Best book for facts and details?

I think Thomas is probably humoring Kolar, whose performance in front of his colleagues indicates possible mental problems.
 
Last edited:
trainroom-window.jpg

I guess John Ramsey visited prior to Fleet White as the suitcase is shown in the crime-scene photograph as outlined by Fleet White, i.e. perpendicular to the wall

The window is open in the photograph yet JR says he closed it? Basically Fleet White's account appears consistent where as JR's is not.

So concluding that JR was in the wine-cellar before Fleet White does not tell us anything new....

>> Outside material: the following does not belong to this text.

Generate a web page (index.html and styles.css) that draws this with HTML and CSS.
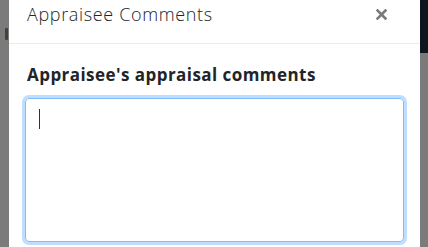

The crime scene photo would have been taken after Fleet White moved the suitcase (as he admits doing).

As everybody knows, the ransom note was moved from the floor by the patio door, placed on the spiral staircase and photographed there even though no one saw it there except Patsy (she said). The crime scene photos don't necessarily reflect the actual scene.

Ramsey says the window was just slightly open when he was there. He says he closed it and he thought he latched it. I read somewhere that White found the window closed. That's further corroboration that Ramsey was there first. I'm not suggesting that it's particularly important one way or the other.
 
I seriously doubt that Thomas is in the "Burke did it" camp. Only Kolar and internet posters are there. And some people Kolar, bizarrely, managed to convince who should have known better.

You do know that Kolar believes that John Ramsey slept through the night? He said that on Tricia's program--the one he was on with Steve Thomas.
Let me first point out that Steve Thomas was a willing participant in The Case of JonBenet Ramsey. He was part of the process in the reinvestigation of the murder.

Secondly, I want to say I respect the work you’ve done on the ransom note and religious aspects in it.

However, all good investigators and sleuths alike, must get over their own cognitive dissonance at some point. It’s has almost been 22 years years JBR death. We fortunately have been provided a steady steam of evidence and revelations since then. One must change their theory when new evidence comes to light, or when previously oppressed evidence becomes known.

The group of world renowned investigators who reinvestigated this case did just that. Including some of which who worked on this case from the beginning and made several trips to Boulder in doing so. Dr. Henry Lee considers Alex Hunter a good friend. Hunter relied on Dr. Lee heavily during the first few years of the case.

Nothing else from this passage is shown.